Al culmine di una animata discussione si era impossessato del telefono cellulare della partner, sottraendolo con violenza, per leggere i messaggi che lei aveva ricevuto. La donna però non aveva subito passivamente l’atto di forza, denunziandolo all’autorità giudiziaria.
L’uomo veniva così condannato in primo grado dal Tribunale di Bologna per i reati di rapina impropria, lesioni aggravate e violenza privata, tutti commessi ai danni della propria compagna.
L’imputato impugnava la decisione dinanzi alla Corte di Appello, sostenendo che non poteva configurarsi il reato di rapina poiché l’impossessamento del telefono, seppur forzoso, non era finalizzato ad acquisire un vantaggio economico.
L’appellante evidenziava infatti che il solo vantaggio conseguito con la sottrazione del telefono era consistito nella possibilità di visionare i numeri e le comunicazioni contenute nel cellulare. La Corte di Appello di Bologna rigettava però il ricorso, confermava la sentenza di primo grado: secondo i giudici del secondo grado era infatti del tutto irrilevante che l’imputato non perseguisse, con l’impossessamento violento del telefono, uno scopo di lucro. L’uomo proponeva perciò ricorso innanzi la Corte di Cassazione, ritenendo errata la attribuzione a suo carico del reato di rapina a danno della partner.

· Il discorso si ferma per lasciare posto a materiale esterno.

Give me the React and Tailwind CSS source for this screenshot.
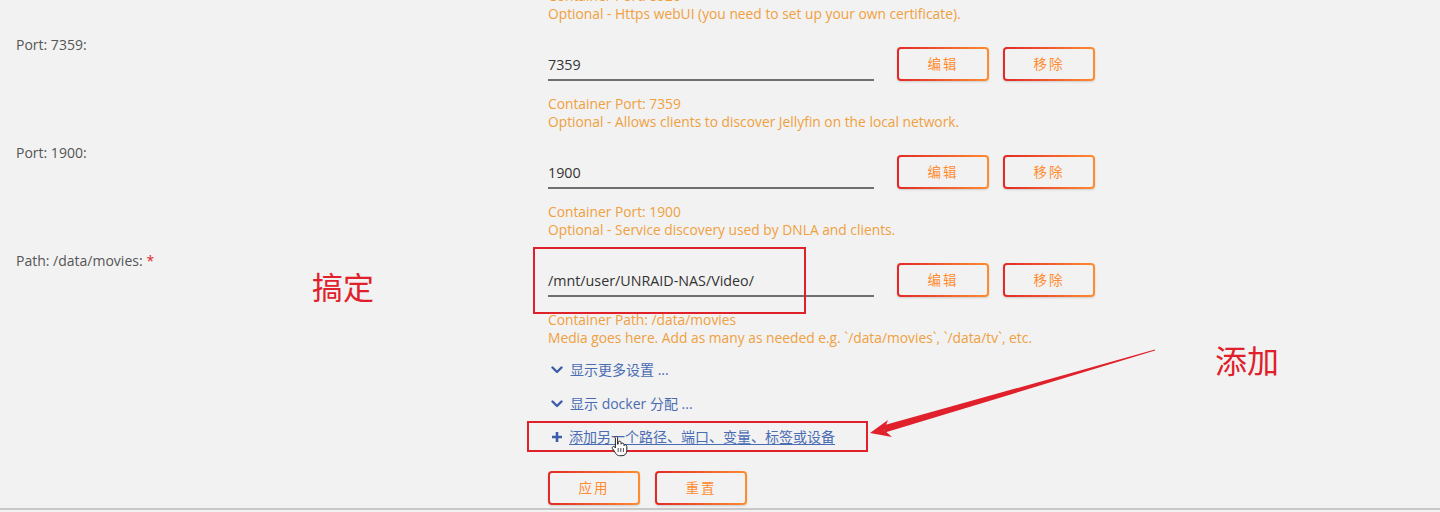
import React from "react";

const FONT = { fontFamily: '"Open Sans", "Noto Sans CJK SC", sans-serif' };

function GradButton({ children }) {
  return (
    <div className="w-[92px] h-[34px] rounded-[4px] p-[2px] bg-[linear-gradient(90deg,#e22828,#ff8c2f)] shadow-[0_1px_2px_rgba(0,0,0,0.15)]">
      <div className="w-full h-full rounded-[2px] bg-[#f2f2f2] flex items-center justify-center text-[13.5px] text-[#ff8c2f] tracking-[2px]">
        {children}
      </div>
    </div>
  );
}

function Desc({ lines }) {
  return (
    <div className="text-[13.8px] leading-[18px] text-[#f0a040]">
      {lines.map((l, i) => (
        <div key={i} className="whitespace-nowrap">{l}</div>
      ))}
    </div>
  );
}

function Row({ label, required, value, lines, mt }) {
  return (
    <div className={`flex ${mt}`}>
      <div className="w-[548px] pl-4 text-[14px] leading-[18px] text-[#555]">
        {label}
        {required && <span className="text-[#e22828] ml-1">*</span>}
      </div>
      <div className="flex flex-col">
        <div className="flex items-start mt-[11px]">
          <div className="w-[326px] h-[34px] pt-[3px] border-b-2 border-[#6f6f6f] flex items-center text-[14.3px] text-[#333]">
            {value}
          </div>
          <div className="ml-[23px] flex gap-[14px]">
            <GradButton>编辑</GradButton>
            <GradButton>移除</GradButton>
          </div>
        </div>
        <div className="mt-[14px]">
          <Desc lines={lines} />
        </div>
      </div>
    </div>
  );
}

function Chevron() {
  return (
    <svg width="12" height="12" viewBox="0 0 12 12" className="mr-[7px]">
      <path d="M1.5 3.5 L6 8 L10.5 3.5" fill="none" stroke="#3b5ea8" strokeWidth="2.4" strokeLinecap="round" strokeLinejoin="round" />
    </svg>
  );
}

export default function App() {
  return (
    <div className="relative w-[1440px] h-[512px] overflow-hidden bg-[#f2f2f2]" style={FONT}>
      <div className="-mt-[13px]">
        <div className="flex">
          <div className="w-[548px]" />
          <Desc lines={["Container Port: 8920", "Optional - Https webUI (you need to set up your own certificate)."]} />
        </div>
        <Row
          mt="mt-[13px]"
          label="Port: 7359:"
          value="7359"
          lines={["Container Port: 7359", "Optional - Allows clients to discover Jellyfin on the local network."]}
        />
        <Row
          mt="mt-[13px]"
          label="Port: 1900:"
          value="1900"
          lines={["Container Port: 1900", "Optional - Service discovery used by DNLA and clients."]}
        />
        <Row
          mt="mt-[13px]"
          label="Path: /data/movies:"
          required
          value="/mnt/user/UNRAID-NAS/Video/"
          lines={["Container Path: /data/movies", "Media goes here. Add as many as needed e.g. `/data/movies`, `/data/tv`, etc."]}
        />
        <div className="pl-[551px] text-[14px] leading-[18px] text-[#4a6cb3]">
          <div className="mt-[14px] flex items-center"><Chevron />显示更多设置 ...</div>
          <div className="mt-[16px] flex items-center"><Chevron />显示 docker 分配 ...</div>
          <div className="mt-[15px] flex items-center">
            <svg width="12" height="12" viewBox="0 0 12 12" className="mr-[6px]">
              <path d="M6 1v10M1 6h10" stroke="#3b5ea8" strokeWidth="2.6" />
            </svg>
            <span className="underline underline-offset-2">添加另一个路径、端口、变量、标签或设备</span>
          </div>
        </div>
        <div className="pl-[548px] mt-[25px] flex gap-[15px]">
          <GradButton>应用</GradButton>
          <GradButton>重置</GradButton>
        </div>
      </div>

      <div className="absolute left-0 right-0 top-[508px] h-[2px] bg-[#c8c8c8]" />

      {/* annotations */}
      <div className="absolute left-[533px] top-[247px] w-[273px] h-[67px] border-2 border-[#e0202a]" />
      <div className="absolute left-[527px] top-[421px] w-[341px] h-[31px] border-2 border-[#e0202a]" />
      <div className="absolute left-[312px] top-[266px] text-[31px] leading-[40px] text-[#e0202a]" style={{ fontFamily: '"Noto Sans CJK SC", sans-serif' }}>搞定</div>
      <div className="absolute left-[1215px] top-[338px] text-[32px] leading-[42px] text-[#e0202a]" style={{ fontFamily: '"Noto Sans CJK SC", sans-serif' }}>添加</div>
      <svg className="absolute left-0 top-0" width="1440" height="512" viewBox="0 0 1440 512">
        <polygon points="1155,349.6 1155,350.6 885,432.5 883,425.5" fill="#e0202a" />
        <polygon points="870,433 888,420 884,430 892,437" fill="#e0202a" />
      </svg>
      {/* hand cursor */}
      <svg className="absolute left-[610px] top-[435px]" width="20" height="22" viewBox="0 0 20 22">
        <path d="M6 1.5c1 0 1.6.7 1.6 1.6v6.2l.6-.2V7.6c0-.9.7-1.4 1.5-1.4s1.4.6 1.4 1.4v1.6c.2-.8.9-1.2 1.6-1.1.8.1 1.3.7 1.3 1.5v1c.3-.6.9-.9 1.5-.8.8.1 1.3.8 1.3 1.6v4.3c0 2.8-2 5-4.8 5H9.6c-1.6 0-2.8-.7-3.7-2l-3.4-5c-.5-.7-.3-1.6.4-2 .6-.4 1.4-.2 1.9.4l.6.8V3.1C4.4 2.2 5 1.5 6 1.5z" fill="#fff" stroke="#222" strokeWidth="1" />
        <path d="M8.2 13v4M10.8 13v4M13.4 13v4" stroke="#222" strokeWidth="0.8" />
      </svg>
    </div>
  );
}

I giudici di legittimità, con la sentenza n. 45557 del 10 dicembre 2021, rigettavano infine il ricorso del proponente, confermando la decisione dei giudici di merito, e precisando definitivamente che “integra il reato di rapina la condotta di chi sottrae con violenza al proprio partner il telefono cellulare al fine di poter accedere alla rubrica e poterne leggere i messaggi, ciò in quanto nel delitto di rapina, l’ingiusto profitto non deve necessariamente concretarsi in un’utilità materiale, potendo consistere anche in un vantaggio di natura morale o sentimentale che l’agente si riproponga di conseguire, sia pure in via mediata, dalla condotta di sottrazione ed impossessamento, con violenza o minaccia, della cosa mobile altrui”.
La motivazione resa dalla Corte di Cassazione si pone nel solco del più recente orientamento seguito dalla giurisprudenza, che da alcuni anni tende a sottolineare come il profitto tipico del reato di rapina non deve avere necessariamente una natura economica, potendo consistere anche in qualsiasi piacere, vantaggio, soddisfazione, anche di natura non patrimoniale, morale o sentimentale (Cass. pen. sez. II, 14/05/2021, n. 18977; Cass. pen. sez. II, 27/05/2019, n. 23177; Cass. pen. sez. II, 09/02/2017, n. 6265).
In conclusione, secondo l’attuale interpretazione della giurisprudenza di legittimità, il delitto di rapina si realizza anche nel caso in cui non vi sia nell’agente l’intenzione di trarre un profitto diretto e immediato dalla condotta, essendo sufficiente lo scopo di trarre un’utilità indiretta o non strettamente economica dall’impossessamento della cosa altrui mediante la violenza o la minaccia.